• Directive
Copy, from the entries below, each line where the word "screenshot" can be found.

(Records)

-- Start --

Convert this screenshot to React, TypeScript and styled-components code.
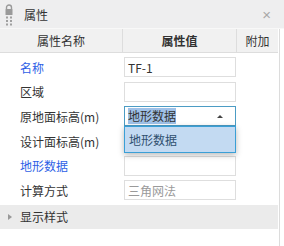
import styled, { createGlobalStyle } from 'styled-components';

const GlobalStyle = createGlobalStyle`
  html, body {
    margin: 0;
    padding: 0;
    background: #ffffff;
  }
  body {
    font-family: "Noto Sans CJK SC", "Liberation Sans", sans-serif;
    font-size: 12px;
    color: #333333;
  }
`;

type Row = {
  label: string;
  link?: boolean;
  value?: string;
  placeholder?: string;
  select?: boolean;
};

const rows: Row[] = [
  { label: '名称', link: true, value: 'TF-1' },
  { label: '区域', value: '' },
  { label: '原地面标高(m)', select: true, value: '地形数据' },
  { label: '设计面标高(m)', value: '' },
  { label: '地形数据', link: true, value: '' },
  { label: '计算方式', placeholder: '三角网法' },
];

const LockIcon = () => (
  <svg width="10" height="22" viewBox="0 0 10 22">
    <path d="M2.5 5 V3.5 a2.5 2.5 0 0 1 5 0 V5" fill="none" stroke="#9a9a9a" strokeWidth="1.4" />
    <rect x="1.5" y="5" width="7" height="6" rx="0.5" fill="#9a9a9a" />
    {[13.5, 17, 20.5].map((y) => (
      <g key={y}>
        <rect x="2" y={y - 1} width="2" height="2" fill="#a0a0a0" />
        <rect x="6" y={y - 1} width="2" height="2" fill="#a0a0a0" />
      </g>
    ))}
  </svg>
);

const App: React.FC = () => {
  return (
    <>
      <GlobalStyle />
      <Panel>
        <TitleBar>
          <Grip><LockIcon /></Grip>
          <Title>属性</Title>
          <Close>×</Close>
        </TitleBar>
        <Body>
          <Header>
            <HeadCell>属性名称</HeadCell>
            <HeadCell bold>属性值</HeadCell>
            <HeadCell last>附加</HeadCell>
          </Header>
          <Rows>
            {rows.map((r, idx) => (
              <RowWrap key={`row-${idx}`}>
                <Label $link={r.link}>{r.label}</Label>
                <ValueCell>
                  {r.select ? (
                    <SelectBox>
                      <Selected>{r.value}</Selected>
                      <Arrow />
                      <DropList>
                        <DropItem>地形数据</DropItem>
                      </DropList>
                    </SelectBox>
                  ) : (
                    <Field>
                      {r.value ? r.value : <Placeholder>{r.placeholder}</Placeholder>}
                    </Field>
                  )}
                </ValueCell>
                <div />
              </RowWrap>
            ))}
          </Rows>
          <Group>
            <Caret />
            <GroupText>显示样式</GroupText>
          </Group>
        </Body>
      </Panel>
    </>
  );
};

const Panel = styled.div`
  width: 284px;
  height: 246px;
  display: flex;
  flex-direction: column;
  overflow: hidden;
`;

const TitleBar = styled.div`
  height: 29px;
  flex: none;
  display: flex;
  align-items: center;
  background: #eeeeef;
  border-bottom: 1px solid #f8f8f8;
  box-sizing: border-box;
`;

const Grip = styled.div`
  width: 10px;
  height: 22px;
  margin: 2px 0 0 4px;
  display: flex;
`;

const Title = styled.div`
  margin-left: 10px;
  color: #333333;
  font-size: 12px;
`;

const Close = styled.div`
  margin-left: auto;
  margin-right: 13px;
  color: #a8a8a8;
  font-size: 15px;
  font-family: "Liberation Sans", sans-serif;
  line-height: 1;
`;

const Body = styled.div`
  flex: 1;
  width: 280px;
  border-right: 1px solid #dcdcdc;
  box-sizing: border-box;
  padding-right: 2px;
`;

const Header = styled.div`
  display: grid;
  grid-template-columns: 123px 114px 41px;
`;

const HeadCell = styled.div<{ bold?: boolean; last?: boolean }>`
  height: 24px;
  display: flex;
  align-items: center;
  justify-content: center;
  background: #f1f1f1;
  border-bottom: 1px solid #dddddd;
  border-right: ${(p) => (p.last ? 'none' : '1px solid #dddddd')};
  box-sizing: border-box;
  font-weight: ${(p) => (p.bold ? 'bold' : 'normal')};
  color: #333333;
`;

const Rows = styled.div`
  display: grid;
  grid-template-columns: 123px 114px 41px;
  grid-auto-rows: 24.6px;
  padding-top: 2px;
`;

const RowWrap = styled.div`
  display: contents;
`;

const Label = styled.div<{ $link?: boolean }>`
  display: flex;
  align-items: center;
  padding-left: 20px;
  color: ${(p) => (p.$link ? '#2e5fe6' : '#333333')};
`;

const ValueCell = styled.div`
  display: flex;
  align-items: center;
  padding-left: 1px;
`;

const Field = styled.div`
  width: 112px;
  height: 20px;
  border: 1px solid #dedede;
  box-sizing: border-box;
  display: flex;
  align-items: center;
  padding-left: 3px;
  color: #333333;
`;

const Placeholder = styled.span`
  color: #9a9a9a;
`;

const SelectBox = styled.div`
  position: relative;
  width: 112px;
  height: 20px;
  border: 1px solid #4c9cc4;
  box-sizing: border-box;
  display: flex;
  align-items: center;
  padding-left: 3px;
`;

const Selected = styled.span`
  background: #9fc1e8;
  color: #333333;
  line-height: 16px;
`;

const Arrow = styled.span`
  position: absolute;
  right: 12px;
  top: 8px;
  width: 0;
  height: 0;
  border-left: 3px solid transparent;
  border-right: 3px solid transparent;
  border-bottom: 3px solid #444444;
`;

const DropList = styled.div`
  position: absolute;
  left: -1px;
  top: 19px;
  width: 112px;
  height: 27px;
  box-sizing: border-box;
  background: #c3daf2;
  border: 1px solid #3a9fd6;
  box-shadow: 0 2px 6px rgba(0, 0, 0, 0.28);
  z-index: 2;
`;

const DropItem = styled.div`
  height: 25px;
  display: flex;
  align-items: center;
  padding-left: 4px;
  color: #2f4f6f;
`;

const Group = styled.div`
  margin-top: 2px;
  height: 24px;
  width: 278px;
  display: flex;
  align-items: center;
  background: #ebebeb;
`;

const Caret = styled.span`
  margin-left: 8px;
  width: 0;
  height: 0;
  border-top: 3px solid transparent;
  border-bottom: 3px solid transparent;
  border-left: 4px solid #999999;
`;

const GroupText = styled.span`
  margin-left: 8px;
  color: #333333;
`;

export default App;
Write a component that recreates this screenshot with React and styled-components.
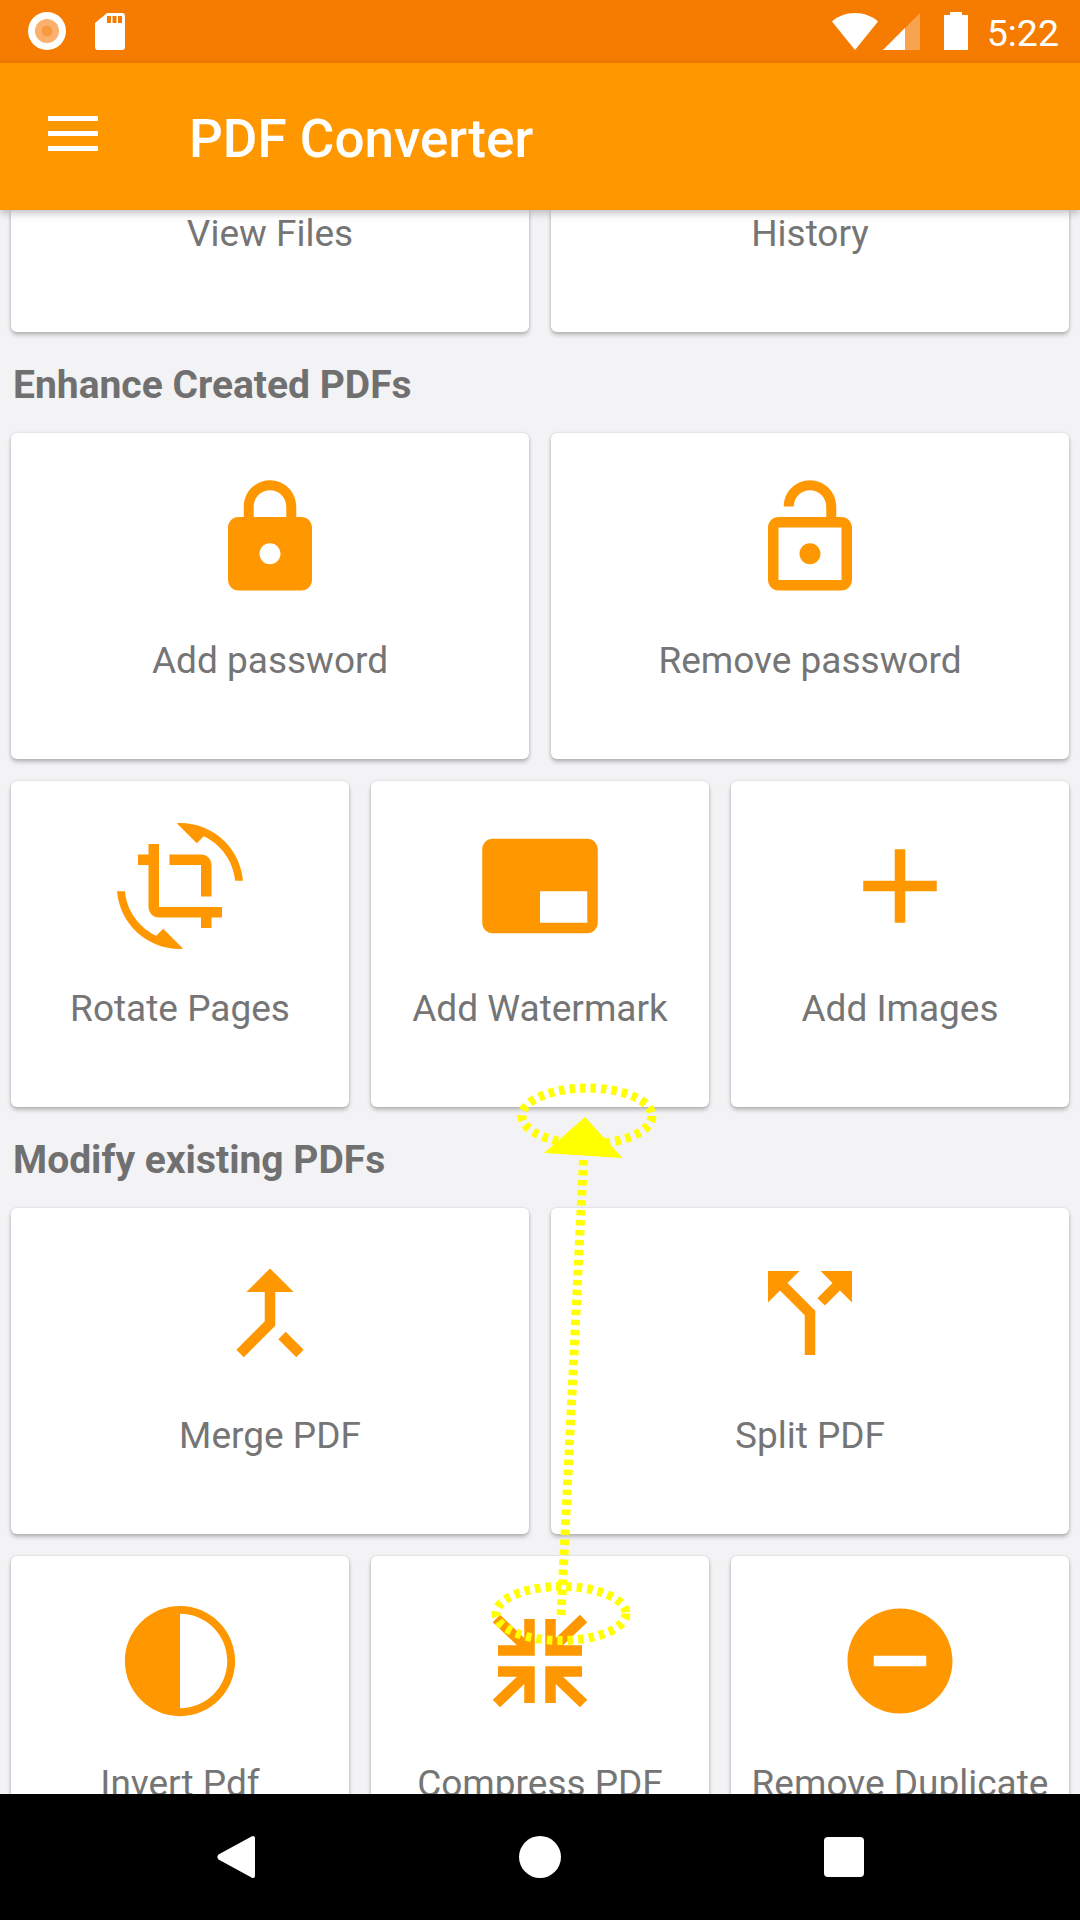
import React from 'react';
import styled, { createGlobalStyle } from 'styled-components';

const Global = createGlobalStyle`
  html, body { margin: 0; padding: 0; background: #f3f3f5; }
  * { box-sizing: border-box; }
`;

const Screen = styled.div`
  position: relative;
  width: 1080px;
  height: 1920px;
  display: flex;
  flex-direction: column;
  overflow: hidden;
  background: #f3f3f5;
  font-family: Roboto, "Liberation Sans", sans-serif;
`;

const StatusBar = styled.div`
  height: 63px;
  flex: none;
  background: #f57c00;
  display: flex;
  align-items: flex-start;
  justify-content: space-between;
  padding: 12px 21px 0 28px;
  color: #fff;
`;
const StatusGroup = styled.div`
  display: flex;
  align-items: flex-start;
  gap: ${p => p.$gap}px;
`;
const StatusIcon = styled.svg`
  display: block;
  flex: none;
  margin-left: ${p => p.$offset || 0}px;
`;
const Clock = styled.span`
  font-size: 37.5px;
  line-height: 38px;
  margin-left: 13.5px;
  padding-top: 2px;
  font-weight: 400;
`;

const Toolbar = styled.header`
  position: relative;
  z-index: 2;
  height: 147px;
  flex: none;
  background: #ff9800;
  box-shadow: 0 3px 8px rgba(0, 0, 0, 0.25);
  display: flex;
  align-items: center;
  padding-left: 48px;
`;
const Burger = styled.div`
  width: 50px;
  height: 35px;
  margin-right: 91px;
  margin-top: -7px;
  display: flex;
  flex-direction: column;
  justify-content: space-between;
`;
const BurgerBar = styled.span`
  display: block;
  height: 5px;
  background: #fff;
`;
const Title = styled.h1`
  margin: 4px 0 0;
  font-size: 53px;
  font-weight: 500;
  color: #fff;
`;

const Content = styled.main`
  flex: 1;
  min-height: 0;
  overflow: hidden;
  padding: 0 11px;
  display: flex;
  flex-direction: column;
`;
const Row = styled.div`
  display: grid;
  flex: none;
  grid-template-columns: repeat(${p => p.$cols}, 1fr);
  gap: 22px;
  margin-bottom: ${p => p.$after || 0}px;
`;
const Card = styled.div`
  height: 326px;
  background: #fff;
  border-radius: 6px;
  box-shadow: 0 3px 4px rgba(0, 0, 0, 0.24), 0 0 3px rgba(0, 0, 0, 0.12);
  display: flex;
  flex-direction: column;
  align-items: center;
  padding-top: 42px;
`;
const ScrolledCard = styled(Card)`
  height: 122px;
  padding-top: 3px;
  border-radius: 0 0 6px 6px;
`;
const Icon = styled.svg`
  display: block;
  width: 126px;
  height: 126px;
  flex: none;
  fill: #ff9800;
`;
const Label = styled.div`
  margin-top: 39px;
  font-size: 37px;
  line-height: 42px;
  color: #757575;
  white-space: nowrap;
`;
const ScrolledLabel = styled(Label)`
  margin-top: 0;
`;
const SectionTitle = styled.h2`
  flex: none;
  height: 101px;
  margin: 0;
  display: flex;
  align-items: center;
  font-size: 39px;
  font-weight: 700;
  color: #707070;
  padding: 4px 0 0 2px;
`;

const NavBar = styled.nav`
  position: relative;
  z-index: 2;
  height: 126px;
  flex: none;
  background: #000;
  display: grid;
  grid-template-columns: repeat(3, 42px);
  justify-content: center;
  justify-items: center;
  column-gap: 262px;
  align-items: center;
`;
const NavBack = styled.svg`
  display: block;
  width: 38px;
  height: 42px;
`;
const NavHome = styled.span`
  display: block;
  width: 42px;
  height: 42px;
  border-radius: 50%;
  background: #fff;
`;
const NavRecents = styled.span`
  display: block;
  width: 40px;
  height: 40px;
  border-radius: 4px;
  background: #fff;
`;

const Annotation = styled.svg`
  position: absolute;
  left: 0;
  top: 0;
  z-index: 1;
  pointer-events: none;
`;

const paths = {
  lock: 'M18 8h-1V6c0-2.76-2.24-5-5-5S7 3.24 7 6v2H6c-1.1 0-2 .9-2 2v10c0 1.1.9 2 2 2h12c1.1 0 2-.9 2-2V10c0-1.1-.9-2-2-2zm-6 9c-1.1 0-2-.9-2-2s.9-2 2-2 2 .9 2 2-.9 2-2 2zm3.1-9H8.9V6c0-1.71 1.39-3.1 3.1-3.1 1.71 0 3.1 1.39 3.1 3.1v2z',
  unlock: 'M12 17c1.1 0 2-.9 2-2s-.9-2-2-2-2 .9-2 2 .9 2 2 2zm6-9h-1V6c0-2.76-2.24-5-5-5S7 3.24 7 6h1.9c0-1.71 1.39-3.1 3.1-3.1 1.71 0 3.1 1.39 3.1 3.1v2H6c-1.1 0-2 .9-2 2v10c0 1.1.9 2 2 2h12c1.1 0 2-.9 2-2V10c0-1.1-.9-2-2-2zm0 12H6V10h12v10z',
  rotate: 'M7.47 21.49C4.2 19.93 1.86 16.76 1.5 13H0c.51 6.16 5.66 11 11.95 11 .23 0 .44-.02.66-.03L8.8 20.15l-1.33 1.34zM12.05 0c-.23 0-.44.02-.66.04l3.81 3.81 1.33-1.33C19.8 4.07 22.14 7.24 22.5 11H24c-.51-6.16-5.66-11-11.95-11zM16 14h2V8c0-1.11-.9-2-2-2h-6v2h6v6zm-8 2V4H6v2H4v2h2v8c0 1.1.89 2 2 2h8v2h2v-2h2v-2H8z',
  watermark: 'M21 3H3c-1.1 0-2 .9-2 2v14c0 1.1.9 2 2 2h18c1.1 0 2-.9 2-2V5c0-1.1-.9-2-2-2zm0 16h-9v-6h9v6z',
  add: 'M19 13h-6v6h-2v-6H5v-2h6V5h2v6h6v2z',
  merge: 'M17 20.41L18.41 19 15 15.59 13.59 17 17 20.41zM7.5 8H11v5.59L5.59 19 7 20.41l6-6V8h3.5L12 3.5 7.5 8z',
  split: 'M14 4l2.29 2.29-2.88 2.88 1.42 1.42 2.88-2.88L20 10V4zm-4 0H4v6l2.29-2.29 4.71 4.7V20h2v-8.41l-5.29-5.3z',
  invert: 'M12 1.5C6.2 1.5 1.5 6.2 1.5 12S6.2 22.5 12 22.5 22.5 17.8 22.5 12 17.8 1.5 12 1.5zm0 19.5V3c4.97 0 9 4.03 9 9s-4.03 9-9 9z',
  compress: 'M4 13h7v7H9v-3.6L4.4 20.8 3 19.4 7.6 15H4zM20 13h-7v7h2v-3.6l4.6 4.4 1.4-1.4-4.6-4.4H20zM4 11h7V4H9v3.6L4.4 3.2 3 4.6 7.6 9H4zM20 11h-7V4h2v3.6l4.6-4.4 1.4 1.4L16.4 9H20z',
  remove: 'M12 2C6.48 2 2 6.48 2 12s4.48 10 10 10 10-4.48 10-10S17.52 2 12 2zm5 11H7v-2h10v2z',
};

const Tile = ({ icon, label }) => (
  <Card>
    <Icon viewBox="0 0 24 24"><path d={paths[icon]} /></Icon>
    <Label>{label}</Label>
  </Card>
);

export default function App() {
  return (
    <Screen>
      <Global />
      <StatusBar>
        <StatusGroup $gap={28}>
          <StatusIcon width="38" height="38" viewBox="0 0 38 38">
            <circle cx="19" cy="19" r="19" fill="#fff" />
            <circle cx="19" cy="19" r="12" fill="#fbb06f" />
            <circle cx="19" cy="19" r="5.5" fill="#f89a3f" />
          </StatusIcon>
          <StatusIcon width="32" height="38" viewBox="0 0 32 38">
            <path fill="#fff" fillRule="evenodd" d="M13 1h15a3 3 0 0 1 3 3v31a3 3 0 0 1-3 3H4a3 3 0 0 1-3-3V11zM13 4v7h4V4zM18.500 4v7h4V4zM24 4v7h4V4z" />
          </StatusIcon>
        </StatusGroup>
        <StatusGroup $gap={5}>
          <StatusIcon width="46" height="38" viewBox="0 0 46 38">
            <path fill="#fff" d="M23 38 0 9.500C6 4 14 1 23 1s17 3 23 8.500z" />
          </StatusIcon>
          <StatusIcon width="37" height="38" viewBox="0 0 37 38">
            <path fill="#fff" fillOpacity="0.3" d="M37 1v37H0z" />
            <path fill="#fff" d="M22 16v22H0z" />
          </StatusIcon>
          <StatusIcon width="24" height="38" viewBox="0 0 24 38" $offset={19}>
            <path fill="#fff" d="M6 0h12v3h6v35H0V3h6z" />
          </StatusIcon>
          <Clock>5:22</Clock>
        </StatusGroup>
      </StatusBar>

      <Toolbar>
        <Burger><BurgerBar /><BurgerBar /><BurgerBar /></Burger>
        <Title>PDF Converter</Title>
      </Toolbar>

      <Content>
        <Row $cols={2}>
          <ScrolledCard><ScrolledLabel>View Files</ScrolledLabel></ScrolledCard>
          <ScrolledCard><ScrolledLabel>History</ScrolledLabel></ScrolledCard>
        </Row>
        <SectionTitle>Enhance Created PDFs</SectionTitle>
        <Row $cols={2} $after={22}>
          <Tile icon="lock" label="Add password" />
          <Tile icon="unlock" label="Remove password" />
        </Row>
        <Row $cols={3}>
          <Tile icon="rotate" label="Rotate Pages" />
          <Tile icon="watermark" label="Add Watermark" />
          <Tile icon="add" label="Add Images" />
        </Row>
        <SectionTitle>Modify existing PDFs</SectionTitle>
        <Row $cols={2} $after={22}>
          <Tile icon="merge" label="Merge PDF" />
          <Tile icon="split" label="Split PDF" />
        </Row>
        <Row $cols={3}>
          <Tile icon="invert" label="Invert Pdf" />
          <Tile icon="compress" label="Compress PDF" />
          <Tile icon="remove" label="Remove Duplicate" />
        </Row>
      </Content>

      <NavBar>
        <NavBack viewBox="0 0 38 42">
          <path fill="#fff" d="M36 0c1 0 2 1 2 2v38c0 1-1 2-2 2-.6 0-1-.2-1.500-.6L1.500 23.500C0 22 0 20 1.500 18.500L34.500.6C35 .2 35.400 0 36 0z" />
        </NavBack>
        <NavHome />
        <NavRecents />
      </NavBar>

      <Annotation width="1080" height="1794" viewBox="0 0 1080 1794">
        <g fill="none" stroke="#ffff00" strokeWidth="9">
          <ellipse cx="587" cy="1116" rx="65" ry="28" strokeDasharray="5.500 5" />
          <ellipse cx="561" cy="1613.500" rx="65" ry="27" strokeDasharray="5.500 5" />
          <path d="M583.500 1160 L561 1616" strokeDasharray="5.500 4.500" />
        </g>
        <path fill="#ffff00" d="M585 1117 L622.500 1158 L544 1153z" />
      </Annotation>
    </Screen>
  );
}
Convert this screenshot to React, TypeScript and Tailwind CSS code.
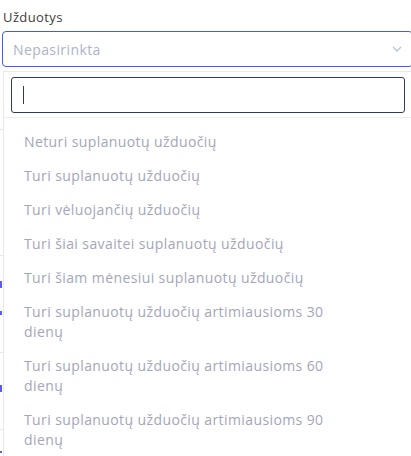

-- End --

• Right answer
Convert this screenshot to React, TypeScript and styled-components code.
Write a component that recreates this screenshot with React and styled-components.
Convert this screenshot to React, TypeScript and Tailwind CSS code.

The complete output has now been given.